The code that fails with the stop on first error is testing evaling a snippet that does NOT trigger $SIG{__DIE__} in older perls, but which does trigger $SIG{__DIE__} in the latest perl. This is causing the code to end up with an object, which it isnt expecting and the code gets confused. But even without the latest perl slightly different code would produce the same result.
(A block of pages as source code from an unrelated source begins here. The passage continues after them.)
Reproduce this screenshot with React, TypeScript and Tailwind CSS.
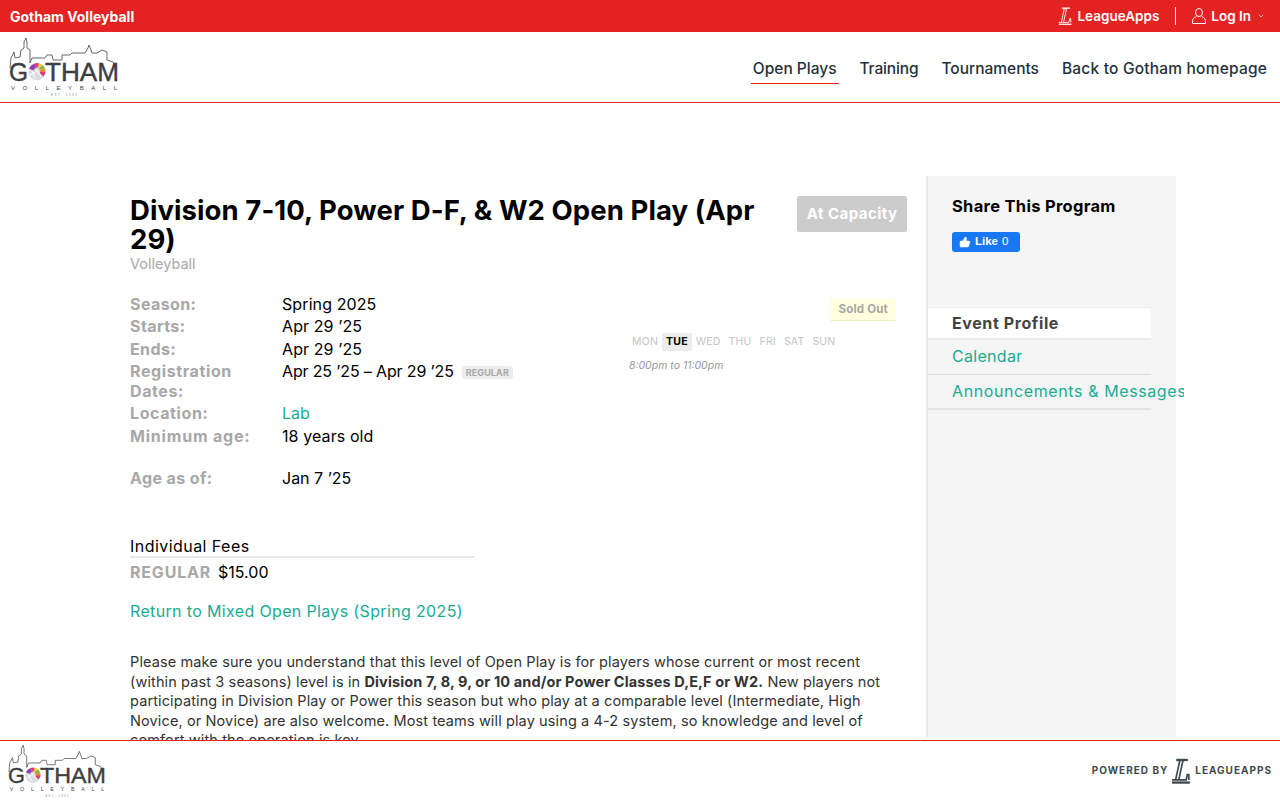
import { ChevronDown, ThumbsUp } from "lucide-react";

const sans = "font-['Inter',sans-serif]";

const details = [
  { label: "Season:", value: "Spring 2025" },
  { label: "Starts:", value: "Apr 29 ’25" },
  { label: "Ends:", value: "Apr 29 ’25" },
];

const days = ["MON", "TUE", "WED", "THU", "FRI", "SAT", "SUN"];

function LaMark({ className, weight = 1.2 }: { className?: string; weight?: number }) {
  return (
    <svg viewBox="0 0 20 24" className={className} fill="none" stroke="currentColor" aria-hidden="true">
      <path d="M5 1.500h11" strokeWidth={weight * 1.4} />
      <path d="M8.500 1.500 4.500 20M11.500 1.500 7.500 20" strokeWidth={weight} />
      <path d="M1 20.500h13.500l1-5h1.500v5" strokeWidth={weight} />
      <path d="M1 23h17" strokeWidth={weight * 1.4} />
    </svg>
  );
}

function UserMark() {
  return (
    <svg viewBox="0 0 14 16" className="h-4 w-[14px]" fill="none" stroke="currentColor" strokeWidth="1" aria-hidden="true">
      <ellipse cx="7" cy="4.500" rx="3.500" ry="4" />
      <path d="M4.500 8.500C2.500 9.500 .5 10.500 .5 13v2.500h13V13c0-2.500-2-3.500-4-4.500" />
    </svg>
  );
}

function Logo({ className }: { className?: string }) {
  return (
    <svg viewBox="0 0 110 60" className={className} aria-hidden="true">
      <path
        d="M1 31 2 21 5 15 6 21 11 20 12 13 15 11V5L17 1 18 5V11L21 13V26L23 21H36L38 18H43L44 23H53V18H61L63 16H76L79 11 80 8 82 13 83 16H88L93 13 98 15V23L104 25 107 33"
        fill="none"
        stroke="#55585c"
        strokeWidth=".9"
      />
      <text x="0" y="44" fontFamily="'Liberation Sans',sans-serif" fontSize="25" fill="#3c3e42" stroke="#3c3e42" strokeWidth=".4" textLength="19" lengthAdjust="spacingAndGlyphs">G</text>
      <text x="36" y="44" fontFamily="'Liberation Sans',sans-serif" fontSize="25" fill="#3c3e42" stroke="#3c3e42" strokeWidth=".4" textLength="74" lengthAdjust="spacingAndGlyphs">THAM</text>
      <circle cx="28" cy="35" r="8.500" fill="#dcdcdc" />
      <path d="M20 31.500a9 9 0 0 1 5.500-5l1.500 4-3 3z" fill="#8d3fb5" />
      <path d="M25.500 26.500a9 9 0 0 1 4.500-.2l-1 4-2 .5z" fill="#e6397d" />
      <path d="M30 26.300a9 9 0 0 1 3.500 1.700l-3.500 3.500-1-1z" fill="#f4d21f" />
      <path d="M33.500 28a9 9 0 0 1 2.300 3l-5 2-.8-1.500z" fill="#6fc04a" />
      <path d="M35.800 31a9 9 0 0 1 .7 3.500l-5.500.5-.2-2z" fill="#f08a24" />
      <path d="M36.500 34.500a9 9 0 0 1-2 5l-3.500-3 .000-1.500z" fill="#e6397d" />
      <path d="M23 33l3 8.500M27 32l5 7.500M21 38l7-4" stroke="#fff" strokeWidth=".9" fill="none" />
      <text x="2" y="53" fontFamily="'Liberation Sans',sans-serif" fontSize="6" fill="#44474b" textLength="106">VOLLEYBALL</text>
      <text x="42" y="59" fontFamily="'Liberation Sans',sans-serif" fontSize="3" fill="#888" textLength="26">EST. 1981</text>
    </svg>
  );
}

export default function App() {
  return (
    <div className={`flex h-screen flex-col overflow-hidden bg-white ${sans}`}>
      <div className="flex h-8 shrink-0 items-center justify-between bg-[#e42222] pl-2.5 pr-[15px] text-white">
        <span className="text-[14px] font-bold">Gotham Volleyball</span>
        <div className="flex items-center">
          <LaMark className="mr-1 h-[18px] w-[15px]" />
          <span className="text-[13.500px] font-semibold">LeagueApps</span>
          <span className="ml-4 mr-4 h-[18px] w-px bg-white" />
          <UserMark />
          <span className="ml-[5px] text-[13.500px] font-semibold">Log In</span>
          <ChevronDown size={8} className="ml-[6px]" />
        </div>
      </div>

      <header className="flex h-[71px] shrink-0 items-center justify-between border-b border-[#e42222] pl-[9px] pr-[13px]">
        <Logo className="h-[60px] w-[110px]" />
        <nav className="mt-[4px] flex items-center gap-[23px] text-[15.500px] font-medium text-[#25323c]">
          <a className="-mx-[2px] border-b border-[#e42222] px-[2px] pb-[3px] pt-[3px]">Open Plays</a>
          <a className="pb-[4px] pt-[3px] tracking-[-.15px]">Training</a>
          <a className="pb-[4px] pt-[3px]">Tournaments</a>
          <a className="pb-[4px] pt-[3px] tracking-[.2px]">Back to Gotham homepage</a>
        </nav>
      </header>

      <main className="flex min-h-0 flex-1 pl-[130px] pt-[73px]">
        <div className="h-[600px] w-[777px] overflow-hidden pt-5 text-black">
          <div className="flex items-start justify-between">
            <div className="w-[640px]">
              <h1 className="text-[27.500px] font-bold leading-[29px] tracking-[.08px]">Division 7-10, Power D-F, &amp; W2 Open Play (Apr 29)</h1>
              <p className="mt-0 text-[14.500px] leading-5 text-[#a8a8a8]">Volleyball</p>
            </div>
            <span className="rounded-[2px] bg-[#cccccc] px-[9.500px] py-2 text-[15px] font-bold leading-5 tracking-[.45px] text-white">At Capacity</span>
          </div>

          <div className="mt-[19px] flex justify-between">
            <div className="grid w-[400px] grid-cols-[152px_1fr] text-[16px] leading-[22.400px]">
              {details.map((d) => (
                <div key={d.label} className="contents">
                  <span className="font-bold tracking-[.4px] text-[#a8a8a8]">{d.label}</span>
                  <span className="tracking-[.1px]">{d.value}</span>
                </div>
              ))}
              <span className="pb-px pr-5 pt-px font-bold leading-5 tracking-[.6px] text-[#a8a8a8]">Registration Dates:</span>
              <span className="whitespace-nowrap tracking-[-.15px]">
                Apr 25 ’25 – Apr 29 ’25
                <span className="ml-2 rounded-[3px] bg-[#ececec] px-1 py-[1px] align-[1px] text-[9px] font-bold tracking-[.1px] text-[#a8a8a8]">REGULAR</span>
              </span>
              <span className="font-bold tracking-[.6px] text-[#a8a8a8]">Location:</span>
              <span className="text-[#1aab94]">Lab</span>
              <span className="font-bold tracking-[.8px] text-[#a8a8a8]">Minimum age:</span>
              <span className="tracking-[.1px]">18 years old</span>
              <span className="mt-5 font-bold tracking-[.4px] text-[#a8a8a8]">Age as of:</span>
              <span className="mt-5">Jan 7 ’25</span>
            </div>

            <div className="mr-[11px] mt-[6px] flex w-[267px] flex-col items-start">
              <span className="self-end rounded-[2px] border-b border-[#eeeebb] bg-[#ffffdd] px-2 py-[3px] text-[11.500px] font-bold leading-[15px] tracking-[.2px] text-[#a8a8a8]">Sold Out</span>
              <div className="-ml-px mt-3 flex text-[10.500px] leading-[18px] tracking-[.2px] text-[#c4c4c4]">
                {days.map((d) =>
                  d === "TUE" ? (
                    <span key={d} className="rounded-[2px] bg-[#ececec] px-1 font-bold text-black">{d}</span>
                  ) : (
                    <span key={d} className="px-1">{d}</span>
                  ),
                )}
              </div>
              <span className="mt-[6px] text-[10.500px] italic leading-[18px] text-[#999999]">8:00pm to 11:00pm</span>
            </div>
          </div>

          <div className="mt-[47px] w-[345px] border-b-2 border-[#e8e8e8] text-[16px] leading-[20px] tracking-[.45px]">Individual Fees</div>
          <div className="mt-[4px] flex items-baseline gap-[7px] text-[16px] leading-5">
            <span className="font-bold tracking-[.8px] text-[#a8a8a8]">REGULAR</span>
            <span>$15.00</span>
          </div>
          <a className="mt-[19px] block text-[16px] leading-5 tracking-[.35px] text-[#1aab94]">Return to Mixed Open Plays (Spring 2025)</a>
          <p className="mt-[31px] w-[760px] text-[14.500px] leading-[19.500px] tracking-[.12px] text-[#333333]">
            Please make sure you understand that this level of Open Play is for players whose current or most recent (within past 3 seasons) level is in{" "}
            <b>Division 7, 8, 9, or 10 and/or Power Classes D,E,F or W2.</b> New players not participating in Division Play or Power this season but who play at a comparable level (Intermediate, High Novice, or Novice) are also welcome. Most teams will play using a 4-2 system, so knowledge and level of comfort with the operation is key.
          </p>
        </div>

        <aside className="ml-[19px] h-[561px] w-[258px] overflow-hidden">
          <div className="h-full w-[250px] border-l-2 border-[#e8e8e8] bg-[#f5f5f5]">
            <div className="pl-6 pt-5">
              <h2 className="text-[16.500px] font-bold leading-5 tracking-[.3px] text-black">Share This Program</h2>
              <button className="mt-4 flex h-5 w-[68px] items-center gap-1 rounded-[3px] bg-[#1877f2] pl-[7px] font-['Liberation_Sans',sans-serif] text-[11.500px] text-white">
                <ThumbsUp size={12} fill="white" strokeWidth={1} />
                <span className="font-bold">Like</span> 0
              </button>
            </div>
            <nav className="mt-[55px] w-[223px] text-[16px]">
              <div className="flex h-[33px] items-center border-b-2 border-t border-[#ececec] bg-white pl-6 font-bold tracking-[.6px] text-[#444444]">Event Profile</div>
              <a className="flex h-[35px] items-center border-b border-[#dddddd] pb-[2px] pl-6 tracking-[.3px] text-[#1aab94]">Calendar</a>
              <a className="flex h-[35px] items-center whitespace-nowrap border-b-2 border-[#e4e4e4] pb-[2px] pl-6 tracking-[.6px] text-[#1aab94]">Announcements &amp; Messages</a>
            </nav>
          </div>
        </aside>
      </main>

      <footer className="flex h-[60px] shrink-0 items-center justify-between border-t border-[#e42222] bg-white pl-2 pr-2">
        <Logo className="h-[54px] w-[98px]" />
        <div className="flex items-center text-[10px] font-bold tracking-[1px] text-[#3f4a50]">
          <span>POWERED BY</span>
          <LaMark className="mx-[3px] h-[26px] w-[21px]" weight={1.6} />
          <span>LEAGUEAPPS</span>
        </div>
      </footer>
    </div>
  );
}
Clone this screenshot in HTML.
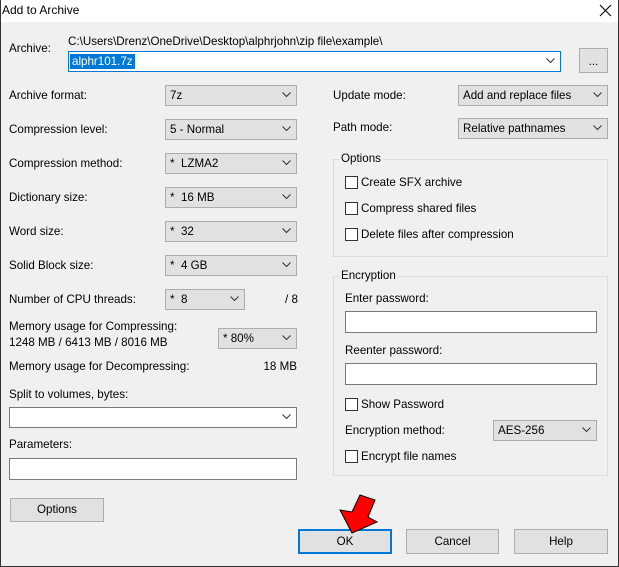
<!DOCTYPE html>
<html><head><style>
*{box-sizing:border-box;margin:0;padding:0}
body{width:619px;height:567px;background:#f0f0f0;font-family:"Liberation Sans",sans-serif;font-size:11.6px;color:#000;position:relative;overflow:hidden}
.a{position:absolute;white-space:nowrap}
.t{position:absolute;white-space:nowrap;line-height:14px}
.sel{position:absolute;background:#e1e1e1;border:1px solid #adadad;height:21px;padding:3px 0 0 4px;line-height:14px}
.inp{position:absolute;background:#fff;border:1px solid #7a7a7a}
.dd{position:absolute;right:5px;top:6px;width:9px;height:6px}
.btn{position:absolute;background:#e1e1e1;border:1px solid #adadad;text-align:center;line-height:21px}
.grp{position:absolute;border:1px solid #dcdcdc}
.cb{position:absolute;width:13px;height:13px;border:1px solid #333;background:#fff}
</style></head><body>
<div class="a" style="left:0;top:0;width:619px;height:22px;background:#fff"></div>
<div class="a" style="left:0;top:0;width:1px;height:567px;background:#333"></div>
<div class="a" style="right:0;top:0;width:1px;height:567px;background:#333"></div>
<div class="a" style="left:0;bottom:0;width:619px;height:1px;background:#333"></div>
<div class="t" style="left:2px;top:3px;font-size:12px">Add to Archive</div>
<svg class="a" style="left:599px;top:4px" width="13" height="13"><path d="M1 1L12 12M12 1L1 12" stroke="#000" stroke-width="1.1"/></svg>

<div class="t" style="left:9px;top:42px">Archive:</div>
<div class="t" style="left:68px;top:35px">C:\Users\Drenz\OneDrive\Desktop\alphrjohn\zip file\example\</div>
<div class="inp" style="left:68px;top:51px;width:493px;height:21px;border-color:#0078d7"><span class="a" style="left:1px;top:2px;background:#0078d7;color:#fff;padding:1px 2px;line-height:13px">alphr101.7z</span><svg class="dd" viewBox="0 0 9 6" style="top:6px"><path d="M0.5 0.5L4.5 4.5L8.5 0.5" fill="none" stroke="#333"/></svg></div>
<div class="btn" style="left:579px;top:48px;width:29px;height:25px;line-height:25px">...</div>

<div class="t" style="left:9px;top:89px">Archive format:</div>
<div class="t" style="left:9px;top:123px">Compression level:</div>
<div class="t" style="left:9px;top:157px">Compression method:</div>
<div class="t" style="left:9px;top:191px">Dictionary size:</div>
<div class="t" style="left:9px;top:225px">Word size:</div>
<div class="t" style="left:9px;top:259px">Solid Block size:</div>
<div class="t" style="left:9px;top:293px">Number of CPU threads:</div>

<div class="sel" style="left:165px;top:85px;width:132px">7z<svg class="dd" viewBox="0 0 9 6"><path d="M0.5 0.5L4.5 4.5L8.5 0.5" fill="none" stroke="#333"/></svg></div>
<div class="sel" style="left:165px;top:119px;width:132px">5 - Normal<svg class="dd" viewBox="0 0 9 6"><path d="M0.5 0.5L4.5 4.5L8.5 0.5" fill="none" stroke="#333"/></svg></div>
<div class="sel" style="left:165px;top:153px;width:132px">* &nbsp;LZMA2<svg class="dd" viewBox="0 0 9 6"><path d="M0.5 0.5L4.5 4.5L8.5 0.5" fill="none" stroke="#333"/></svg></div>
<div class="sel" style="left:165px;top:187px;width:132px">* &nbsp;16 MB<svg class="dd" viewBox="0 0 9 6"><path d="M0.5 0.5L4.5 4.5L8.5 0.5" fill="none" stroke="#333"/></svg></div>
<div class="sel" style="left:165px;top:221px;width:132px">* &nbsp;32<svg class="dd" viewBox="0 0 9 6"><path d="M0.5 0.5L4.5 4.5L8.5 0.5" fill="none" stroke="#333"/></svg></div>
<div class="sel" style="left:165px;top:255px;width:132px">* &nbsp;4 GB<svg class="dd" viewBox="0 0 9 6"><path d="M0.5 0.5L4.5 4.5L8.5 0.5" fill="none" stroke="#333"/></svg></div>
<div class="sel" style="left:165px;top:289px;width:80px">* &nbsp;8<svg class="dd" viewBox="0 0 9 6"><path d="M0.5 0.5L4.5 4.5L8.5 0.5" fill="none" stroke="#333"/></svg></div>
<div class="t" style="left:285px;top:293px">/ 8</div>

<div class="t" style="left:9px;top:320px">Memory usage for Compressing:</div>
<div class="t" style="left:9px;top:336px">1248 MB / 6413 MB / 8016 MB</div>
<div class="sel" style="left:218px;top:328px;width:79px">* 80%<svg class="dd" viewBox="0 0 9 6"><path d="M0.5 0.5L4.5 4.5L8.5 0.5" fill="none" stroke="#333"/></svg></div>
<div class="t" style="left:9px;top:360px">Memory usage for Decompressing:</div>
<div class="t" style="right:322px;top:360px">18 MB</div>
<div class="t" style="left:9px;top:388px">Split to volumes, bytes:</div>
<div class="inp" style="left:9px;top:407px;width:288px;height:21px"><svg class="dd" viewBox="0 0 9 6"><path d="M0.5 0.5L4.5 4.5L8.5 0.5" fill="none" stroke="#333"/></svg></div>
<div class="t" style="left:9px;top:438px">Parameters:</div>
<div class="inp" style="left:9px;top:458px;width:288px;height:22px"></div>
<div class="btn" style="left:10px;top:498px;width:94px;height:24px;line-height:22px">Options</div>

<div class="t" style="left:333px;top:89px">Update mode:</div>
<div class="sel" style="left:458px;top:85px;width:150px">Add and replace files<svg class="dd" viewBox="0 0 9 6"><path d="M0.5 0.5L4.5 4.5L8.5 0.5" fill="none" stroke="#333"/></svg></div>
<div class="t" style="left:333px;top:121px">Path mode:</div>
<div class="sel" style="left:458px;top:118px;width:150px">Relative pathnames<svg class="dd" viewBox="0 0 9 6"><path d="M0.5 0.5L4.5 4.5L8.5 0.5" fill="none" stroke="#333"/></svg></div>

<div class="grp" style="left:333px;top:159px;width:275px;height:98px"></div>
<div class="t" style="left:339px;top:152px;background:#f0f0f0;padding:0 2px">Options</div>
<div class="cb" style="left:345px;top:176px"></div><div class="t" style="left:361px;top:176px">Create SFX archive</div>
<div class="cb" style="left:345px;top:202px"></div><div class="t" style="left:361px;top:202px">Compress shared files</div>
<div class="cb" style="left:345px;top:228px"></div><div class="t" style="left:361px;top:228px">Delete files after compression</div>

<div class="grp" style="left:333px;top:276px;width:275px;height:200px"></div>
<div class="t" style="left:339px;top:269px;background:#f0f0f0;padding:0 2px">Encryption</div>
<div class="t" style="left:345px;top:292px">Enter password:</div>
<div class="inp" style="left:345px;top:311px;width:252px;height:22px"></div>
<div class="t" style="left:345px;top:344px">Reenter password:</div>
<div class="inp" style="left:345px;top:363px;width:252px;height:22px"></div>
<div class="cb" style="left:345px;top:398px"></div><div class="t" style="left:361px;top:398px">Show Password</div>
<div class="t" style="left:345px;top:424px">Encryption method:</div>
<div class="sel" style="left:493px;top:420px;width:104px">AES-256<svg class="dd" viewBox="0 0 9 6"><path d="M0.5 0.5L4.5 4.5L8.5 0.5" fill="none" stroke="#333"/></svg></div>
<div class="cb" style="left:345px;top:450px"></div><div class="t" style="left:361px;top:450px">Encrypt file names</div>

<div class="btn" style="left:298px;top:529px;width:94px;height:25px;border:2px solid #0078d7;line-height:21px">OK</div>
<div class="btn" style="left:406px;top:529px;width:93px;height:25px;line-height:23px">Cancel</div>
<div class="btn" style="left:514px;top:529px;width:94px;height:25px;line-height:23px">Help</div>

<svg class="a" style="left:0;top:0" width="619" height="567"><polygon points="360,495 375,500 368,517 377,522 352,533 340,510 352,512" fill="#f00" stroke="#000" stroke-width="1"/></svg>
</body></html>
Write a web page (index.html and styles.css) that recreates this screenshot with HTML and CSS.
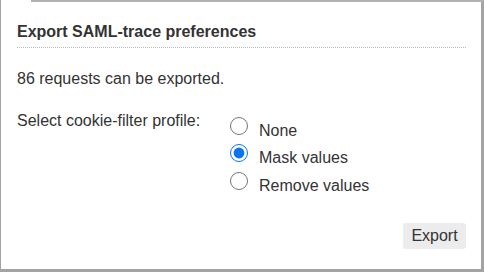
FILE: index.html
```html
<!DOCTYPE html>
<html lang="en">
<head>
    <meta charset="UTF-8">
    <title>Export SAML-trace preferences</title>
    <link rel="stylesheet" href="styles.css">
</head>
<body>
    <div class="backdrop-strip"></div>
    <div class="dialog">
        <h2 class="dialog-title">Export SAML-trace preferences</h2>
        <p class="count">86 requests can be exported.</p>

        <div class="filter-row">
            <span class="filter-label">Select cookie-filter profile:</span>
            <div class="radio-list">
                <label class="radio-option">
                    <input type="radio" name="cookieFilter" value="none">
                    <span>None</span>
                </label>
                <label class="radio-option">
                    <input type="radio" name="cookieFilter" value="mask" checked>
                    <span>Mask values</span>
                </label>
                <label class="radio-option">
                    <input type="radio" name="cookieFilter" value="remove">
                    <span>Remove values</span>
                </label>
            </div>
        </div>

        <div class="controls">
            <button class="export-btn">Export</button>
        </div>
    </div>
</body>
</html>
```
FILE: styles.css
```css
html, body {
    margin: 0;
    height: 100%;
}
body {
    background-color: #a3a3a3;
    font-family: "Liberation Sans", Arial, sans-serif;
    font-size: 16px;
    line-height: 18px;
    color: #333;
    position: relative;
    overflow: hidden;
}
.backdrop-strip {
    position: absolute;
    left: 31px;
    top: 0;
    width: 460px;
    height: 2px;
    background-color: #b0b0b0;
}
.dialog {
    background-color: white;
    width: 480px;
    height: 269px;
    margin-left: 1px;
    padding: 0 15px 0 16px;
    box-sizing: border-box;
    display: flex;
    flex-direction: column;
}
.dialog-title {
    font-size: 16px;
    line-height: 18px;
    font-weight: bold;
    color: #333;
    margin: 0;
    padding: 23px 0 6px;
    border-bottom: 1px dotted #bbb;
}
.count {
    margin: 22px 0 0;
}
.filter-row {
    display: flex;
    margin-top: 24px;
}
.filter-label {
    width: 213px;
}
.radio-list {
    display: flex;
    flex-direction: column;
    gap: 9.5px;
    padding-top: 9.5px;
}
.radio-option {
    display: flex;
    align-items: flex-start;
    gap: 11px;
}
.radio-option input {
    width: 18px;
    height: 18px;
    margin: -5px 0 0;
    accent-color: #0a74f0;
}
.controls {
    display: flex;
    justify-content: flex-end;
    margin-top: auto;
    padding-bottom: 20px;
}
.export-btn {
    font-family: inherit;
    font-size: 16px;
    color: #333;
    background-color: #ececec;
    border: none;
    border-radius: 3px;
    padding: 0;
    width: 63px;
    height: 26px;
}
```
So the "half-your-bug" part is that the test is testing for only one possibly existing eval failure mode, and it does not test the other one, which happens to fail outright. Essentially you are only testing the first of the following two cases:

$ perl -le'$SIG{__DIE__}=sub { print "in __DIE__"; }; eval "1+;"; print $@'
syntax error at (eval 1) line 1, at EOF

$ perl -le'$SIG{__DIE__}=sub { print "in __DIE__"; }; eval "1+;" x 10; print $@'
in __DIE__
syntax error at (eval 1) line 1, at EOF
syntax error at (eval 1) line 1, at EOF
syntax error at (eval 1) line 1, at EOF
syntax error at (eval 1) line 1, at EOF
syntax error at (eval 1) line 1, at EOF
syntax error at (eval 1) line 1, at EOF
syntax error at (eval 1) line 1, at EOF
syntax error at (eval 1) line 1, at EOF
syntax error at (eval 1) line 1, at EOF
syntax error at (eval 1) line 1, at EOF
(eval 1) has too many errors.
demerphq commented 1 year ago

Ping?

autarch commented 1 year ago

Thanks for the reminder. This is fixed in 1.60.